Arjantin'de de taksiciler araba kullanırken kavga eder'' şeklinde
konuştu. Annesinin zoruyla ortaokulu bitirdiğini bildiren
Arjantinli futbolcu lise 1. sınıfta okulu bırakmak zorunda
kaldığını kaydetti.
''ARJANTİN OLMAZSA İTALYA MİLLİ TAKIM FORMASINI GİYMEK
İSTERİM''
Beşiktaşlı futbolcu, Arjantin milli takımında forma giymek
istediğini ancak, bu olmazsa, İtalyan asıllı büyükbabasını memnun
etmek için İtalya milli takım formasını tercih edebileceğini
belirtti. Türk vatandaşı olma teklifi yapılırsa nasıl hareket
edeceği sorusuna verdiği yanıtta Delgado şunları söyledi: ''Burada
daha çok yeniyim. Üstelik en büyük hayallerimden biri Arjantin
milli takımında oynamak. Bir de benim büyükbabam İtalyan asıllı.

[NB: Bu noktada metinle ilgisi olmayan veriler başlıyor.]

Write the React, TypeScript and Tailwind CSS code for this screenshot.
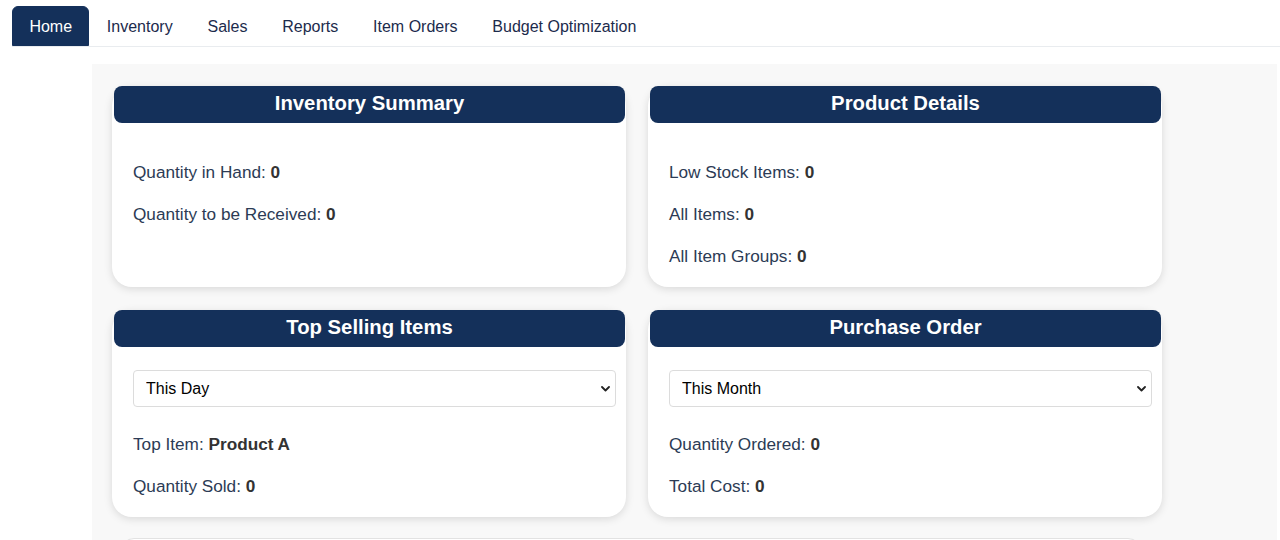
import React from "react";

const tabs = ["Home", "Inventory", "Sales", "Reports", "Item Orders", "Budget Optimization"];

function Chevron() {
    return (
        <svg className="pointer-events-none absolute right-[6px] top-1/2 -translate-y-1/2" width="9" height="6" viewBox="0 0 9 6" fill="none">
            <path d="M1 1l3.5 3.5L8 1" stroke="#222" strokeWidth="1.8" strokeLinecap="round" strokeLinejoin="round" />
        </svg>
    );
}

function Card({ title, children, top = "pt-9" }: { title: string; children: React.ReactNode; top?: string }) {
    return (
        <div className="bg-white rounded-[20px] shadow-[0_2px_8px_rgba(0,0,0,0.13)] flex flex-col">
            <div className="ml-[2px] mr-[1px] h-[37px] rounded-lg bg-[#14305a] flex items-center justify-center">
                <h2 className="text-white text-[20.3px] font-bold leading-none -mt-[3px]">{title}</h2>
            </div>
            <div className={`pl-[21px] pb-[18px] flex flex-col gap-4 ${top}`}>{children}</div>
        </div>
    );
}

function Stat({ label, value }: { label: string; value: string }) {
    return (
        <p className="text-[17.2px] leading-[26px] text-[#2c3b55]">
            {label}: <span className="font-bold text-[#333]">{value}</span>
        </p>
    );
}

function Select({ value }: { value: string }) {
    return (
        <div className="relative mb-2 w-[483px]">
            <select
                defaultValue={value}
                className="appearance-none w-full h-[37px] border border-[#dcdcdc] rounded-[4px] bg-white pl-3 text-[16px] text-black"
            >
                <option>{value}</option>
            </select>
            <Chevron />
        </div>
    );
}

export default function App() {
    return (
        <div className="min-h-[540px] bg-white font-['Liberation_Sans',Arial,sans-serif]">
            <nav className="pt-[6px] pl-3">
                <ul className="flex border-b border-[#e9ecef]">
                    {tabs.map((t, i) => (
                        <li key={t}>
                            <a
                                className={
                                    i === 0
                                        ? "block h-10 px-[16.4px] border border-[#14305a] rounded-t-md bg-[#14305a] text-white text-[16px] leading-[39px]"
                                        : "block h-10 px-[16.4px] border border-transparent text-[#1c2b4c] text-[16px] leading-[39px]"
                                }
                            >
                                {t}
                            </a>
                        </li>
                    ))}
                </ul>
            </nav>

            <main className="ml-[92px] mr-[3px] mt-[17px] bg-[#f8f8f8] pl-5 pt-[22px] pb-4">
                <div className="grid grid-cols-[514px_514px] gap-x-[22px] gap-y-[23px]">
                    <Card title="Inventory Summary">
                        <Stat label="Quantity in Hand" value="0" />
                        <Stat label="Quantity to be Received" value="0" />
                    </Card>
                    <Card title="Product Details">
                        <Stat label="Low Stock Items" value="0" />
                        <Stat label="All Items" value="0" />
                        <Stat label="All Item Groups" value="0" />
                    </Card>
                    <Card title="Top Selling Items" top="pt-[23px]">
                        <Select value="This Day" />
                        <Stat label="Top Item" value="Product A" />
                        <Stat label="Quantity Sold" value="0" />
                    </Card>
                    <Card title="Purchase Order" top="pt-[23px]">
                        <Select value="This Month" />
                        <Stat label="Quantity Ordered" value="0" />
                        <Stat label="Total Cost" value="0" />
                    </Card>
                </div>
                <div className="ml-2 mt-[21px] w-[1022px] h-[60px] bg-white border border-[#e2e2e2] rounded-[14px]" />
            </main>
        </div>
    );
}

İki ayrı ülkem ve milletim var. Arjantin olmazsa, büyükbabamı
memnun etmek için İtalya milli takımını tercih ederim. İsvçire ve
Türkiye arasındaki tercihimi ise Türkiye'den yana kıllanırım.''
''YABANCI OYUNCU SAYISI 5'LE SINIRLI KALMALI''
Beşiktaşlı futbolcu, yabancı oyuncu sayısını serbest bırakmanın
ülke futboluna zarar vereceğini düşündüğünü belirterek, 5 yabancıda
sınırlandırılması gerekdiğini vurguladı. Türkiye'de, bu
serbestliğin yetenekli genç futbolcuların önünü kesebileceğini
kaydeden Arjantinli oyuncu, ''Serbest bırakmak bence tehlikeli
olur. Mutlaka bir limit getirmek gerekir. Bana göre bu en fazla 5
yabancıyla sınırlı olmalı. İskelet mutlaka ülke futbolcularının
elinde olmalı.'' dedi.
Devşirme futbolcuya karşı olduğunu da anlatan Delgado şöyle devam
etti: ''Bence çok yalnış bir davranış. Arjantin'de böyle bir şey
olmadı, olacağını da zannetmiyorum. Devşirme doğru bir şey değil
bana göre. Bence her ülkenin vatandaşının kendi takımında oynaması
lâzım. Şimdi benim yarım Arjantinli, diğer yarım İtalyan. Yine de
ben kendimi Arjantinli olarak görüyorum. Arjantin takımında oynamak
istiyorum. İtalya benim için ikinci tercihtir.''
''FUTBOLCU OLMASAYDIM ÇATI USTASI OLURDUM''
Futbolcu olmasaydı, büyükbabası gibi çatı ustası olmayı tercih
edeceğini ifade eden Delgado, ''Herhalde futbolcu olmasaydım çatı
ustası olur ve dedemle birlikte çalışırdım. Çünkü bu meslek çok
hoşuma gidiyordu'' dedi. Röportajda kendisiyle ilgili bilgiler de
veren Arjantinli oyuncu, bugüne kadar hiç kırmızı kart görmediğini,
sarı kart sayısının da 3 olduğunu bildirdi. Türkiye'de gözlemlediği
futbol yapısıyla sezonu 4 sarı kart görmeden tamamlayıp
tamamlayamayacağı sorusuna da Delgado şu yanıtı verdi:
''Biraz zor görünüyor. Futbol artık çok hızlı oynanıyor. Bir
hakemin maçta her şeyi doğru görmesi mümkün değil. Ve biz
futbolcular sahada bir çok şeyi hakem görmeden yapabiliyoruz. Bu
konularda ustalaştık. Ama benim esas kabul edemediğim şey şu:
Hakemin gözü önünde bana bir tekme atılıyor ve ben bağırarak yere
yığılıp iki takla atmıyorsam hakem buna faul vermiyor. Bunu Türkiye
için söylemiyorum, dünyada futbol bu hale geldi.''
Maçlardan sonra televizyon görüntüleriyle hakemlerin yargılanması
konusundaki soruyu da yanıtlayan Delgado, ''Benim sahada
seyrederken faul olarak gördüğüm evde seyrettiğimde faul çıkmıyor.
Değildi dediğim pozisyonu kare kare izlediğimde bu defa faul
olduğunu görüyorum. O yüzden hakem olmak çok zor. Bu nedenle, eski
bir hakemin maçtan sonra televizyon görüntüleriyle hakemi
yargılaması büyük bir haksızlık'' diye konuştu.